Anyway, I actually had fun, but I also found myself thinking 'I would get this, oh and this, ohhhh and THIS'.... in fact I would have bought everything in there. And I couldn't believe that my friend wasn't buying everything - I mean SHE could FIT in all these clothes and she walked out with nothing. I had an overwhelming feeling that I would buy anything and everything I could fit into, and I guess it's because that's how it is right now - when I find something that I actually like, or that looks pretty or that fits well, I'm ecstatic, and I buy it because it's so RARE due to my limited choices.

I was surprised at how inspired I felt when I left... not depressed, but instead excited for the day that I will hopefully be able to shop in these fun *normal* stores and have thousands of beautiful, cute and sexy things to choose from. I won't know what to do with myself!!

I almost consider this a NSV as instead of going into a *I'm NEVER going to be thin enough to shop here* funk like I would in the past, my excitement showed me that I DO believe that I will reach my goals and I will be a fashionista one day :)

Hmmm.................I'd better start saving my pennies now!

December 1, 2007

5th WEIGH-IN RESULTS

So I stayed the same today..... which, well whatever, but here's why I'm a bit miffed.....

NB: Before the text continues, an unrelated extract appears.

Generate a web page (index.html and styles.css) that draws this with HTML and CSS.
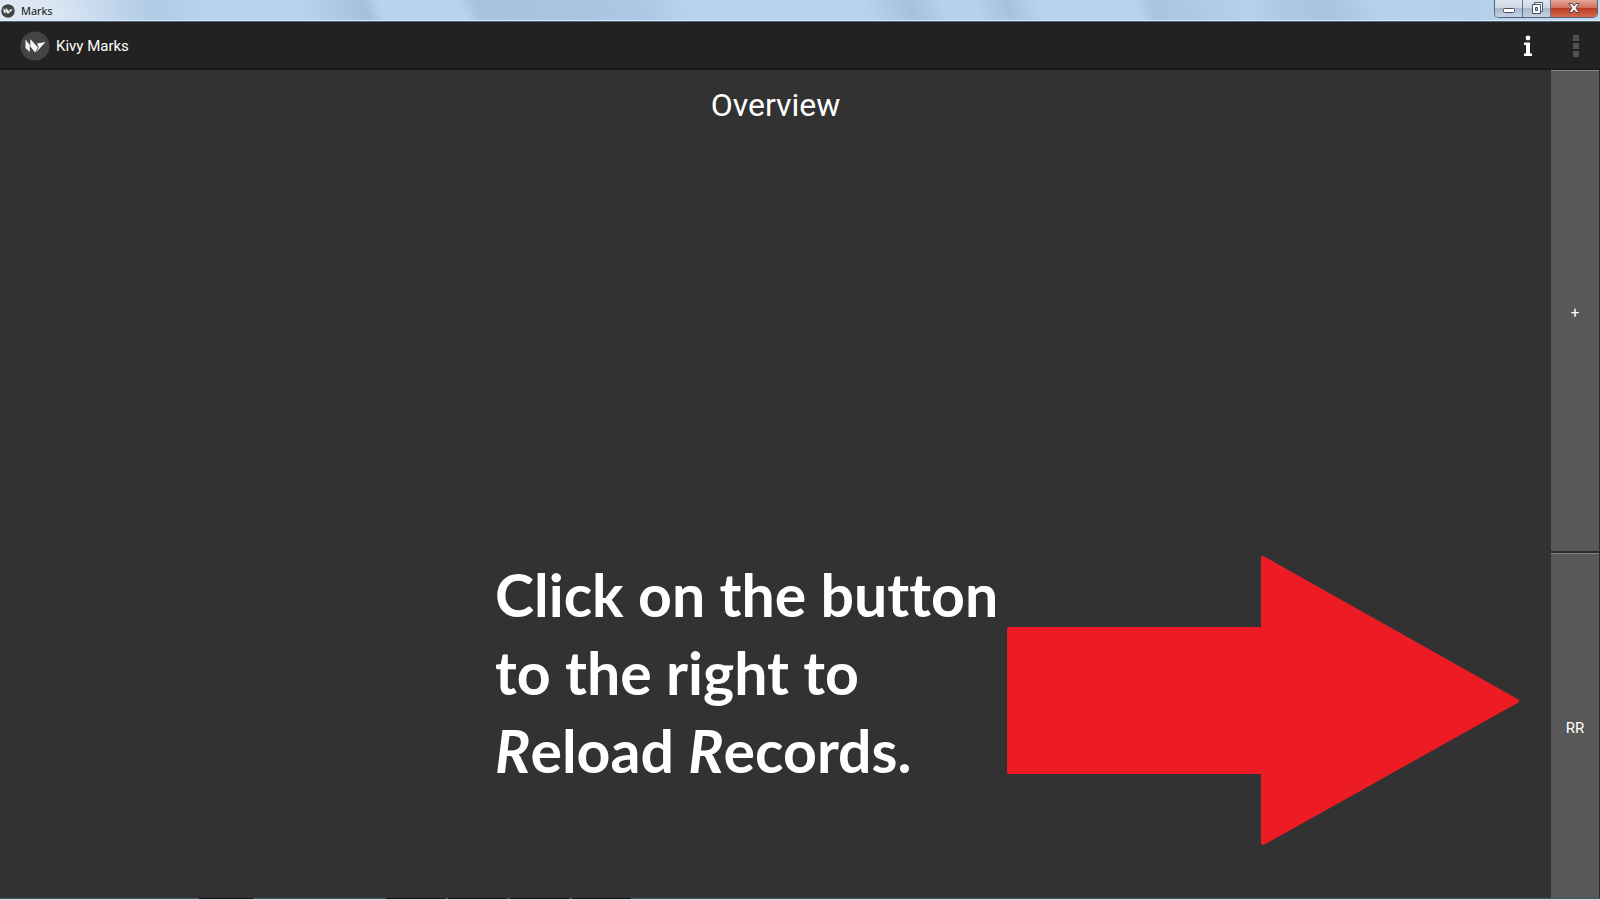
FILE: index.html
```html
<!DOCTYPE html>
<html lang="en">
<head>
<meta charset="utf-8">
<title>Marks</title>
<link rel="stylesheet" href="styles.css">
</head>
<body>
<svg class="defs" aria-hidden="true">
  <symbol id="kivy" viewBox="0 0 30 30">
    <circle cx="15" cy="15" r="14.500" fill="#434445"/>
    <path d="M5.500 8.500L9.800 14V21L5.500 17ZM10.300 8L18 16.500L15 21.500L10.300 15.500ZM17 12.500L25.500 11L16 21.500L18.700 16.500Z" fill="#f4f4f4"/>
  </symbol>
</svg>
<div class="window">
  <header class="titlebar">
    <svg class="titlebar-icon" aria-hidden="true"><use href="#kivy"/></svg>
    <span class="titlebar-text">Marks</span>
    <div class="controls">
      <button class="control" aria-label="Minimize">
        <svg width="14" height="14" viewBox="0 0 14 14"><rect x="1.500" y="7.500" width="11" height="4" rx="1" fill="#fff" stroke="#4b5268"/></svg>
      </button>
      <button class="control" aria-label="Restore">
        <svg width="14" height="14" viewBox="0 0 14 14" fill="#fff" stroke="#4b5268"><path d="M4.500 1.500H12.500V10.500H4.500Z"/><path d="M2.500 3.500H10.500V12.500H2.500Z"/><path d="M5.500 6.500H7.500V9.500H5.500Z" fill="#b5c2d3"/></svg>
      </button>
      <button class="control control-close" aria-label="Close">
        <svg width="14" height="14" viewBox="0 0 14 14"><path d="M2 2.500H5L7 5L9 2.500H12L9 7L12 11.500H9L7 9L5 11.500H2L5 7Z" fill="#fff" stroke="#59454e"/></svg>
      </button>
    </div>
  </header>
  <nav class="actionbar">
    <svg class="logo" aria-hidden="true"><use href="#kivy"/></svg>
    <span class="app-name">Kivy Marks</span>
    <button class="action" aria-label="Information">
      <svg width="10" height="22" viewBox="0 0 10 22" fill="#fff"><circle cx="5" cy="3" r="2.400"/><path d="M1 7.500H7V18.500H9V21H1V18.500H3V10H1Z"/></svg>
    </button>
    <button class="action" aria-label="More options">
      <svg width="6" height="22" viewBox="0 0 6 22" fill="#505050"><path d="M0 0H6V6H0ZM0 8H6V14H0ZM0 16H6V22H0Z"/></svg>
    </button>
  </nav>
  <div class="content">
    <main class="overview">
      <h1 class="heading">Overview</h1>
      <div class="hint">
        <p class="hint-text">Click on the button<br>to the right to<br><em>R</em>eload <em>R</em>ecords.</p>
        <svg class="arrow" viewBox="0 0 512 290" aria-hidden="true"><path d="M2 73H256V2L510 145L256 287V216H2Z" fill="#ed1c24" stroke="#ed1c24" stroke-width="4" stroke-linejoin="round"/></svg>
      </div>
    </main>
    <aside class="side">
      <button class="side-button side-add">+</button>
      <button class="side-button side-reload">RR</button>
    </aside>
  </div>
  <div class="taskbar">
    <span class="task task-first"></span>
    <span class="task"></span>
    <span class="task"></span>
    <span class="task"></span>
    <span class="task"></span>
  </div>
</div>
</body>
</html>
```
FILE: styles.css
```css
* { box-sizing: border-box; }
body { margin: 0; background: #323232; color: #fff; font-family: Roboto, sans-serif; }
button { margin: 0; padding: 0; border: 0; color: inherit; font: inherit; }
.defs { position: absolute; width: 0; height: 0; }
.window { display: flex; flex-direction: column; min-height: 100vh; }

.titlebar {
  display: flex;
  align-items: flex-start;
  height: 22px;
  padding: 0 2px 0 1px;
  border-bottom: 1px solid #4f6174;
  box-shadow: inset 0 -1px #dcecfa;
  background: linear-gradient(68deg, #dfe8f4 0%, #dae5f3 4%, #bcd2ea 8%, #b0cbe6 10%, #b7d3ee 13%, #b7d3ee 19%, #a5c0db 23%, #b7d3ee 24%, #b7d3ee 29%, #a7c2dd 30%, #abc7e3 40%, #b7d3ee 43%, #b7d3ee 54%, #a6c1dc 57%, #b5d1ec 59%, #b5d1ec 61%, #a7c2dd 63%, #b7d3ee 65%, #b7d3ee 71%, #a9c4df 72%, #b5d1ec 78%, #acc8e3 80%, #a9c4df 83%, #b5d1ec 86%, #b4cfe9 92%, #c1daf2 100%);
}
.titlebar-icon { width: 14px; height: 14px; margin-top: 4px; }
.titlebar-text { margin-left: 6px; color: #000; font: 11px/21px "Open Sans", sans-serif; }
.controls {
  display: flex;
  height: 18px;
  margin-left: auto;
  overflow: hidden;
  border: 1px solid #566171;
  border-top: 0;
  border-radius: 0 0 5px 5px;
}
.control {
  display: flex;
  align-items: center;
  justify-content: center;
  width: 28px;
  padding-bottom: 1px;
  border-right: 1px solid #66748a;
  background: linear-gradient(#dde6f0 0, #cdd8e5 45%, #a9b8cc 50%, #c3d3e5 100%);
}
.control-close { width: 46px; border-right: 0; background: linear-gradient(#e3a79b 0, #d2705c 45%, #b83d26 50%, #d66a49 100%); }

.actionbar {
  display: flex;
  align-items: center;
  height: 48px;
  padding: 2px 0 0 20px;
  border-bottom: 2px solid #1b1b1b;
  background: #222;
}
.logo { width: 30px; height: 30px; }
.app-name { flex: 1; margin-left: 6px; font-size: 15px; }
.action { display: flex; align-items: center; justify-content: center; width: 48px; height: 44px; background: none; }

.content { display: flex; flex: 1; }
.overview { display: flex; flex: 1; flex-direction: column; justify-content: space-between; }
.heading { margin: 16px 0 0; font-size: 32px; font-weight: 400; line-height: 38px; text-align: center; }
.hint { display: flex; align-items: flex-start; justify-content: flex-end; padding: 0 32px 52px 0; }
.hint-text {
  width: 512px;
  margin: 0;
  font: 700 59px/78px Lato, sans-serif;
  font-variant-ligatures: none;
  white-space: nowrap;
}
.arrow { width: 512px; height: 290px; }

.side { display: flex; flex-direction: column; gap: 2px; width: 49px; padding-right: 1px; background: #2b2b2b; }
.side-button { padding-top: 4px; border-top: 1px solid #858585; background: #585858; font-size: 15px; }
.side-add { flex: 7; }
.side-reload { flex: 5; }

.taskbar { display: flex; gap: 3px; height: 2px; padding-left: 199px; border-bottom: 1px solid #d3dae3; background: #465769; }
.task { width: 59px; height: 1px; background: #111; }
.task-first { width: 54px; margin-right: 130px; }
```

I didn't exercise regularly this past week, but I eating-wise I did awesome... and I refrained from weighing myself ALL week, except for today right before I left for my meeting, and my scale had me DOWN 3.5 pounds!! I was SO excited... it meant I'd be getting my 5 pound star.

Except I didn't. The WW scales, which have til now weighed me in less than my home scale (see rant below), today weighed me in higher. At least 3.5 pounds higher.

I don't get it. They must calibrate those things right? Maybe I need to figure out how to stand on the same one every week or something.

I was so excited to go this morning and then SO disappointed when I left. Anyway, not sure what to do. I know in the grand scheme of things it doesn't really matter..... if I lose weight, then I lose weight - regardless of what any scale says - but I just don't get why the huge discrepancy every week.